• What is needed: Write out the listing below without alteration, omitting its pictures.

• Supplied material:
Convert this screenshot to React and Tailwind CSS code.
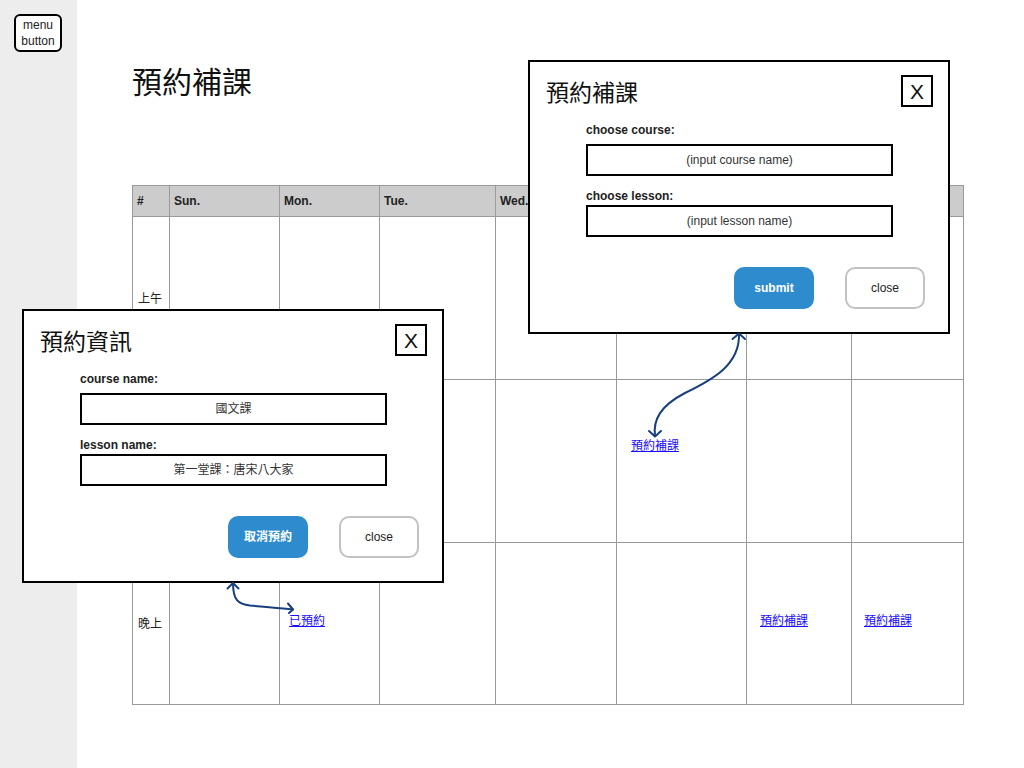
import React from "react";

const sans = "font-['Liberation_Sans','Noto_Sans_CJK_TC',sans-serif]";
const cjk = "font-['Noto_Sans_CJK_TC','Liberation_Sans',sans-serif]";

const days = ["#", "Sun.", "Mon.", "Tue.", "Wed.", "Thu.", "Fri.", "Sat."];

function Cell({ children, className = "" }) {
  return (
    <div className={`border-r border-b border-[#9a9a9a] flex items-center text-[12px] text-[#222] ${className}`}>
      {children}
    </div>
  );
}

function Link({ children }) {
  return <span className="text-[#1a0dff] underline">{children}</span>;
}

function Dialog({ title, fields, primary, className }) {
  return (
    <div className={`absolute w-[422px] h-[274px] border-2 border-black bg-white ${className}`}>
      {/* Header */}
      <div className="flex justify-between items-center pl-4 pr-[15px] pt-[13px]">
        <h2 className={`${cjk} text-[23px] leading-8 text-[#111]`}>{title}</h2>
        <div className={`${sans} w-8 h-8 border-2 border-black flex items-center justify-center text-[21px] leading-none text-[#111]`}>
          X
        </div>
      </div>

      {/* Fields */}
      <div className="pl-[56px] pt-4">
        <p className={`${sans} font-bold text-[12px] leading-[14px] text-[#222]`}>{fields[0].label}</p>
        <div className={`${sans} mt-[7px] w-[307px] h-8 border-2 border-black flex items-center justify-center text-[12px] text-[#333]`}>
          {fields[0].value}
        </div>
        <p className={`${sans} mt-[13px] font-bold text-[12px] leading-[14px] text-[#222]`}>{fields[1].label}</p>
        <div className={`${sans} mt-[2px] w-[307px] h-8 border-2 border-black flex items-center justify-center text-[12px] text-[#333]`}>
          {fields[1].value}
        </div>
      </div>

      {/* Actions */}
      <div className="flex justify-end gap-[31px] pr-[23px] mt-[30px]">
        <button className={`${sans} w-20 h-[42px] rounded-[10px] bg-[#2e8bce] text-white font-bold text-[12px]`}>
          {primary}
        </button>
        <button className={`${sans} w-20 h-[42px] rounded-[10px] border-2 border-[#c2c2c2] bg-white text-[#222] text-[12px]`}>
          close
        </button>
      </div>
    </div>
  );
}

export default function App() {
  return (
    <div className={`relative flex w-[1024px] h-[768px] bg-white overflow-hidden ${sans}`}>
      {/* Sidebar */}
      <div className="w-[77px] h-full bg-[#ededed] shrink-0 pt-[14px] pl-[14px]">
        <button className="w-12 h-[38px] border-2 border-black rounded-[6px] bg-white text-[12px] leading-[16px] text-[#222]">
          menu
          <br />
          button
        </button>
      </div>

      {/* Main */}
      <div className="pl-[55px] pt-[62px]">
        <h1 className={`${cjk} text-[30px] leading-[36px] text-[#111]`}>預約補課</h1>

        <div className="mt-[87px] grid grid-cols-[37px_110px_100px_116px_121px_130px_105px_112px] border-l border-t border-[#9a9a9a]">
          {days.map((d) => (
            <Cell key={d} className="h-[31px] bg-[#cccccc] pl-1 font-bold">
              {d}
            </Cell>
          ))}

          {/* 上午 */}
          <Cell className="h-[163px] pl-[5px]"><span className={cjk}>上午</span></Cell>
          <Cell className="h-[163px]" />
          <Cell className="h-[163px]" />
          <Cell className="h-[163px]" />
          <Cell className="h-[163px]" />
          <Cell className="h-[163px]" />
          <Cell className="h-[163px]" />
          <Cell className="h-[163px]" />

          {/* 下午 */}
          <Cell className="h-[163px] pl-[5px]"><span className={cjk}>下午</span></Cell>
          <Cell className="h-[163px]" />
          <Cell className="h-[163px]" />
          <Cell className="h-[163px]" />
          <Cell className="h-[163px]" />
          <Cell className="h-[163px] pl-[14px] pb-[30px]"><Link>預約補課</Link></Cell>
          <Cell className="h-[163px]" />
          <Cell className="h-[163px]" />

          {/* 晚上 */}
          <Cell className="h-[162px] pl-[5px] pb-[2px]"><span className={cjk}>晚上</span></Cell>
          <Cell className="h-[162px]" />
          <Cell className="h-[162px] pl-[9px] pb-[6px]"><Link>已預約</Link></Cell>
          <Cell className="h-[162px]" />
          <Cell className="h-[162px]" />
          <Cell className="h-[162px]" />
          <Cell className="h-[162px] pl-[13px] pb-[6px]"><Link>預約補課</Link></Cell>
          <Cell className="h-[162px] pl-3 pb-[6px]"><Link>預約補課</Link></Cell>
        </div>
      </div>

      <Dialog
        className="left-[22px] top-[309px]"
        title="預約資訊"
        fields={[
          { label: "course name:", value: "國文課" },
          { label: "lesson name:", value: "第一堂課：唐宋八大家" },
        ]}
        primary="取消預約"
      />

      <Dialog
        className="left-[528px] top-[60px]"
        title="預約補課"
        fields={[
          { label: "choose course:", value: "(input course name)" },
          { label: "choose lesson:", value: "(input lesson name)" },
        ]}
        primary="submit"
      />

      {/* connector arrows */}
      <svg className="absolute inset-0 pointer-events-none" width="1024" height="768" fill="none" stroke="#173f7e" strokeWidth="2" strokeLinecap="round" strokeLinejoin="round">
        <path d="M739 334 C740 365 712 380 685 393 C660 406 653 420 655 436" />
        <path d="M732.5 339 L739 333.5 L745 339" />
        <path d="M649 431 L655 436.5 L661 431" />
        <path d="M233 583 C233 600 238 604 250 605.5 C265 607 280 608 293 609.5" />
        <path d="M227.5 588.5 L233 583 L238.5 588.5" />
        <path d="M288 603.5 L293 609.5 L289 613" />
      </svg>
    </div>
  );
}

• Exercise output:
Convert this screenshot to React and Tailwind CSS code.
import React from "react";

const sans = "font-['Liberation_Sans','Noto_Sans_CJK_TC',sans-serif]";
const cjk = "font-['Noto_Sans_CJK_TC','Liberation_Sans',sans-serif]";

const days = ["#", "Sun.", "Mon.", "Tue.", "Wed.", "Thu.", "Fri.", "Sat."];

function Cell({ children, className = "" }) {
  return (
    <div className={`border-r border-b border-[#9a9a9a] flex items-center text-[12px] text-[#222] ${className}`}>
      {children}
    </div>
  );
}

function Link({ children }) {
  return <span className="text-[#1a0dff] underline">{children}</span>;
}

function Dialog({ title, fields, primary, className }) {
  return (
    <div className={`absolute w-[422px] h-[274px] border-2 border-black bg-white ${className}`}>
      {/* Header */}
      <div className="flex justify-between items-center pl-4 pr-[15px] pt-[13px]">
        <h2 className={`${cjk} text-[23px] leading-8 text-[#111]`}>{title}</h2>
        <div className={`${sans} w-8 h-8 border-2 border-black flex items-center justify-center text-[21px] leading-none text-[#111]`}>
          X
        </div>
      </div>

      {/* Fields */}
      <div className="pl-[56px] pt-4">
        <p className={`${sans} font-bold text-[12px] leading-[14px] text-[#222]`}>{fields[0].label}</p>
        <div className={`${sans} mt-[7px] w-[307px] h-8 border-2 border-black flex items-center justify-center text-[12px] text-[#333]`}>
          {fields[0].value}
        </div>
        <p className={`${sans} mt-[13px] font-bold text-[12px] leading-[14px] text-[#222]`}>{fields[1].label}</p>
        <div className={`${sans} mt-[2px] w-[307px] h-8 border-2 border-black flex items-center justify-center text-[12px] text-[#333]`}>
          {fields[1].value}
        </div>
      </div>

      {/* Actions */}
      <div className="flex justify-end gap-[31px] pr-[23px] mt-[30px]">
        <button className={`${sans} w-20 h-[42px] rounded-[10px] bg-[#2e8bce] text-white font-bold text-[12px]`}>
          {primary}
        </button>
        <button className={`${sans} w-20 h-[42px] rounded-[10px] border-2 border-[#c2c2c2] bg-white text-[#222] text-[12px]`}>
          close
        </button>
      </div>
    </div>
  );
}

export default function App() {
  return (
    <div className={`relative flex w-[1024px] h-[768px] bg-white overflow-hidden ${sans}`}>
      {/* Sidebar */}
      <div className="w-[77px] h-full bg-[#ededed] shrink-0 pt-[14px] pl-[14px]">
        <button className="w-12 h-[38px] border-2 border-black rounded-[6px] bg-white text-[12px] leading-[16px] text-[#222]">
          menu
          <br />
          button
        </button>
      </div>

      {/* Main */}
      <div className="pl-[55px] pt-[62px]">
        <h1 className={`${cjk} text-[30px] leading-[36px] text-[#111]`}>預約補課</h1>

        <div className="mt-[87px] grid grid-cols-[37px_110px_100px_116px_121px_130px_105px_112px] border-l border-t border-[#9a9a9a]">
          {days.map((d) => (
            <Cell key={d} className="h-[31px] bg-[#cccccc] pl-1 font-bold">
              {d}
            </Cell>
          ))}

          {/* 上午 */}
          <Cell className="h-[163px] pl-[5px]"><span className={cjk}>上午</span></Cell>
          <Cell className="h-[163px]" />
          <Cell className="h-[163px]" />
          <Cell className="h-[163px]" />
          <Cell className="h-[163px]" />
          <Cell className="h-[163px]" />
          <Cell className="h-[163px]" />
          <Cell className="h-[163px]" />

          {/* 下午 */}
          <Cell className="h-[163px] pl-[5px]"><span className={cjk}>下午</span></Cell>
          <Cell className="h-[163px]" />
          <Cell className="h-[163px]" />
          <Cell className="h-[163px]" />
          <Cell className="h-[163px]" />
          <Cell className="h-[163px] pl-[14px] pb-[30px]"><Link>預約補課</Link></Cell>
          <Cell className="h-[163px]" />
          <Cell className="h-[163px]" />

          {/* 晚上 */}
          <Cell className="h-[162px] pl-[5px] pb-[2px]"><span className={cjk}>晚上</span></Cell>
          <Cell className="h-[162px]" />
          <Cell className="h-[162px] pl-[9px] pb-[6px]"><Link>已預約</Link></Cell>
          <Cell className="h-[162px]" />
          <Cell className="h-[162px]" />
          <Cell className="h-[162px]" />
          <Cell className="h-[162px] pl-[13px] pb-[6px]"><Link>預約補課</Link></Cell>
          <Cell className="h-[162px] pl-3 pb-[6px]"><Link>預約補課</Link></Cell>
        </div>
      </div>

      <Dialog
        className="left-[22px] top-[309px]"
        title="預約資訊"
        fields={[
          { label: "course name:", value: "國文課" },
          { label: "lesson name:", value: "第一堂課：唐宋八大家" },
        ]}
        primary="取消預約"
      />

      <Dialog
        className="left-[528px] top-[60px]"
        title="預約補課"
        fields={[
          { label: "choose course:", value: "(input course name)" },
          { label: "choose lesson:", value: "(input lesson name)" },
        ]}
        primary="submit"
      />

      {/* connector arrows */}
      <svg className="absolute inset-0 pointer-events-none" width="1024" height="768" fill="none" stroke="#173f7e" strokeWidth="2" strokeLinecap="round" strokeLinejoin="round">
        <path d="M739 334 C740 365 712 380 685 393 C660 406 653 420 655 436" />
        <path d="M732.5 339 L739 333.5 L745 339" />
        <path d="M649 431 L655 436.5 L661 431" />
        <path d="M233 583 C233 600 238 604 250 605.5 C265 607 280 608 293 609.5" />
        <path d="M227.5 588.5 L233 583 L238.5 588.5" />
        <path d="M288 603.5 L293 609.5 L289 613" />
      </svg>
    </div>
  );
}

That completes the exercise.